_What is required_
Skip the pictures and repeat each line of the data exactly.

_Recorded information_
-- START --

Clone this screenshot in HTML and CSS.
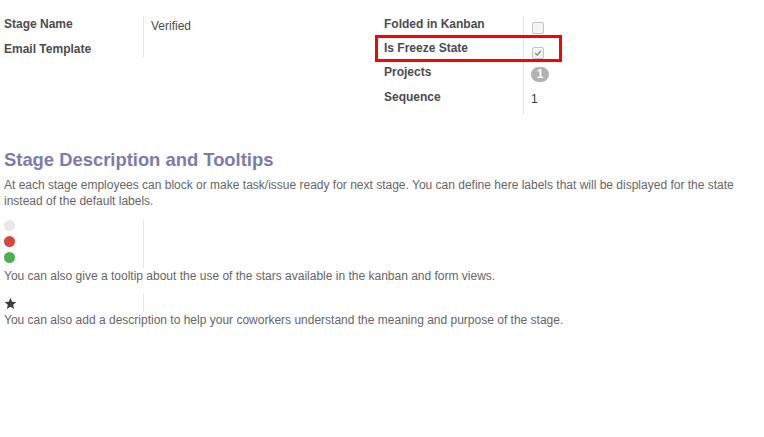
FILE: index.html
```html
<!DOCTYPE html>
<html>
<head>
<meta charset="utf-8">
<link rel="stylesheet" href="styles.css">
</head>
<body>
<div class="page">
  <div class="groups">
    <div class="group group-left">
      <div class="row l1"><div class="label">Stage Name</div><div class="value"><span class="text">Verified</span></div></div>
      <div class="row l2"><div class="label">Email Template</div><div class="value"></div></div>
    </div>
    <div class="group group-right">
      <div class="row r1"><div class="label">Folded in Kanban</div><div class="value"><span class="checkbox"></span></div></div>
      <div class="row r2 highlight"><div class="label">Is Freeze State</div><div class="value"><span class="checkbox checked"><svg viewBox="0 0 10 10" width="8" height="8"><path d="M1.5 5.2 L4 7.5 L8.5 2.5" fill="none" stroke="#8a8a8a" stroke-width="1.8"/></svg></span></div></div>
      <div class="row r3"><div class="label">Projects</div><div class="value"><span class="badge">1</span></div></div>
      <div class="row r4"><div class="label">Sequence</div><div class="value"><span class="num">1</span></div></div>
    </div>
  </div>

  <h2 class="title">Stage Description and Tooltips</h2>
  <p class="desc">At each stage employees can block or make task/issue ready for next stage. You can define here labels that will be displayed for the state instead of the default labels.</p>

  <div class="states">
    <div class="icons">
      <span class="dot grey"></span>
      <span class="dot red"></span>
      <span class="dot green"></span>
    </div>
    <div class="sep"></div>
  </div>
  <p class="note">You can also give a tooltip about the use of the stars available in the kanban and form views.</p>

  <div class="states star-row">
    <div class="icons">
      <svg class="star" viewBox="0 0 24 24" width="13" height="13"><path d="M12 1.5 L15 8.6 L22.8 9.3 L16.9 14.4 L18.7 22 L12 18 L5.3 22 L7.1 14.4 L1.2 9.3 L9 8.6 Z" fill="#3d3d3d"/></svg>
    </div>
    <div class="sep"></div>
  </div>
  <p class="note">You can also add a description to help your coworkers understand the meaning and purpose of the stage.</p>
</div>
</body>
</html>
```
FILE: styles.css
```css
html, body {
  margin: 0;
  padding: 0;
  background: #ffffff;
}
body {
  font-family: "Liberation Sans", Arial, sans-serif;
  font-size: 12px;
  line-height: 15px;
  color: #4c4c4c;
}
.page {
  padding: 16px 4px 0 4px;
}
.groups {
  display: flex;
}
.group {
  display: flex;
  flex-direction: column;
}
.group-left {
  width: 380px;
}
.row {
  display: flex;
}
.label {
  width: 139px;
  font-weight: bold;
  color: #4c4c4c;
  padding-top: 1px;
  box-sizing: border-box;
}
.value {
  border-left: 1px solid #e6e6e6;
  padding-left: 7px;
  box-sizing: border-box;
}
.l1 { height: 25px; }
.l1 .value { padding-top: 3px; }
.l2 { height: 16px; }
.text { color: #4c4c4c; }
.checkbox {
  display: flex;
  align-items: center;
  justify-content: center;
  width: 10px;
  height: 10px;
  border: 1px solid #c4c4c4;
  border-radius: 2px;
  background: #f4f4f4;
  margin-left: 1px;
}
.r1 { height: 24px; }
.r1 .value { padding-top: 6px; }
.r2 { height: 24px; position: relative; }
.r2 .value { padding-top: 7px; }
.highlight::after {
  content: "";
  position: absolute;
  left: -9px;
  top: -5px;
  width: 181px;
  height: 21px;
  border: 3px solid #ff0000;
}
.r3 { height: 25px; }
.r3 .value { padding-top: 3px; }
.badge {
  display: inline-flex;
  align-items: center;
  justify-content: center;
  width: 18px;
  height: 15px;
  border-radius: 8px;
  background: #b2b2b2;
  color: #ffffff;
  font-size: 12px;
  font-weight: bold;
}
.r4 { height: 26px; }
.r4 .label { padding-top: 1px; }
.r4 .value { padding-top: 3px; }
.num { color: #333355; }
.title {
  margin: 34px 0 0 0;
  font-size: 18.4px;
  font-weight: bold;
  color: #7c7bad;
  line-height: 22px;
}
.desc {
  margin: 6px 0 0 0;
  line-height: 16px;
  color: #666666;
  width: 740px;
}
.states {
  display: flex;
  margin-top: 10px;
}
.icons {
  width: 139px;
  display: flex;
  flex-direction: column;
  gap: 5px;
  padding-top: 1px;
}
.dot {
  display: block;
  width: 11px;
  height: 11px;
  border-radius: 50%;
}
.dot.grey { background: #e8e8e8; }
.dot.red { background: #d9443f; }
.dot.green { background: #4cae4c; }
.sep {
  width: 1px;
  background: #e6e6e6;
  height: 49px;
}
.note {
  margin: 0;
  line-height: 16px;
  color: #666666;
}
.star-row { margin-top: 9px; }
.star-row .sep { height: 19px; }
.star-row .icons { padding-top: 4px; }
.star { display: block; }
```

-- END --

_Worked answer_
Clone this screenshot in HTML and CSS.
FILE: index.html
```html
<!DOCTYPE html>
<html>
<head>
<meta charset="utf-8">
<link rel="stylesheet" href="styles.css">
</head>
<body>
<div class="page">
  <div class="groups">
    <div class="group group-left">
      <div class="row l1"><div class="label">Stage Name</div><div class="value"><span class="text">Verified</span></div></div>
      <div class="row l2"><div class="label">Email Template</div><div class="value"></div></div>
    </div>
    <div class="group group-right">
      <div class="row r1"><div class="label">Folded in Kanban</div><div class="value"><span class="checkbox"></span></div></div>
      <div class="row r2 highlight"><div class="label">Is Freeze State</div><div class="value"><span class="checkbox checked"><svg viewBox="0 0 10 10" width="8" height="8"><path d="M1.5 5.2 L4 7.5 L8.5 2.5" fill="none" stroke="#8a8a8a" stroke-width="1.8"/></svg></span></div></div>
      <div class="row r3"><div class="label">Projects</div><div class="value"><span class="badge">1</span></div></div>
      <div class="row r4"><div class="label">Sequence</div><div class="value"><span class="num">1</span></div></div>
    </div>
  </div>

  <h2 class="title">Stage Description and Tooltips</h2>
  <p class="desc">At each stage employees can block or make task/issue ready for next stage. You can define here labels that will be displayed for the state instead of the default labels.</p>

  <div class="states">
    <div class="icons">
      <span class="dot grey"></span>
      <span class="dot red"></span>
      <span class="dot green"></span>
    </div>
    <div class="sep"></div>
  </div>
  <p class="note">You can also give a tooltip about the use of the stars available in the kanban and form views.</p>

  <div class="states star-row">
    <div class="icons">
      <svg class="star" viewBox="0 0 24 24" width="13" height="13"><path d="M12 1.5 L15 8.6 L22.8 9.3 L16.9 14.4 L18.7 22 L12 18 L5.3 22 L7.1 14.4 L1.2 9.3 L9 8.6 Z" fill="#3d3d3d"/></svg>
    </div>
    <div class="sep"></div>
  </div>
  <p class="note">You can also add a description to help your coworkers understand the meaning and purpose of the stage.</p>
</div>
</body>
</html>
```
FILE: styles.css
```css
html, body {
  margin: 0;
  padding: 0;
  background: #ffffff;
}
body {
  font-family: "Liberation Sans", Arial, sans-serif;
  font-size: 12px;
  line-height: 15px;
  color: #4c4c4c;
}
.page {
  padding: 16px 4px 0 4px;
}
.groups {
  display: flex;
}
.group {
  display: flex;
  flex-direction: column;
}
.group-left {
  width: 380px;
}
.row {
  display: flex;
}
.label {
  width: 139px;
  font-weight: bold;
  color: #4c4c4c;
  padding-top: 1px;
  box-sizing: border-box;
}
.value {
  border-left: 1px solid #e6e6e6;
  padding-left: 7px;
  box-sizing: border-box;
}
.l1 { height: 25px; }
.l1 .value { padding-top: 3px; }
.l2 { height: 16px; }
.text { color: #4c4c4c; }
.checkbox {
  display: flex;
  align-items: center;
  justify-content: center;
  width: 10px;
  height: 10px;
  border: 1px solid #c4c4c4;
  border-radius: 2px;
  background: #f4f4f4;
  margin-left: 1px;
}
.r1 { height: 24px; }
.r1 .value { padding-top: 6px; }
.r2 { height: 24px; position: relative; }
.r2 .value { padding-top: 7px; }
.highlight::after {
  content: "";
  position: absolute;
  left: -9px;
  top: -5px;
  width: 181px;
  height: 21px;
  border: 3px solid #ff0000;
}
.r3 { height: 25px; }
.r3 .value { padding-top: 3px; }
.badge {
  display: inline-flex;
  align-items: center;
  justify-content: center;
  width: 18px;
  height: 15px;
  border-radius: 8px;
  background: #b2b2b2;
  color: #ffffff;
  font-size: 12px;
  font-weight: bold;
}
.r4 { height: 26px; }
.r4 .label { padding-top: 1px; }
.r4 .value { padding-top: 3px; }
.num { color: #333355; }
.title {
  margin: 34px 0 0 0;
  font-size: 18.4px;
  font-weight: bold;
  color: #7c7bad;
  line-height: 22px;
}
.desc {
  margin: 6px 0 0 0;
  line-height: 16px;
  color: #666666;
  width: 740px;
}
.states {
  display: flex;
  margin-top: 10px;
}
.icons {
  width: 139px;
  display: flex;
  flex-direction: column;
  gap: 5px;
  padding-top: 1px;
}
.dot {
  display: block;
  width: 11px;
  height: 11px;
  border-radius: 50%;
}
.dot.grey { background: #e8e8e8; }
.dot.red { background: #d9443f; }
.dot.green { background: #4cae4c; }
.sep {
  width: 1px;
  background: #e6e6e6;
  height: 49px;
}
.note {
  margin: 0;
  line-height: 16px;
  color: #666666;
}
.star-row { margin-top: 9px; }
.star-row .sep { height: 19px; }
.star-row .icons { padding-top: 4px; }
.star { display: block; }
```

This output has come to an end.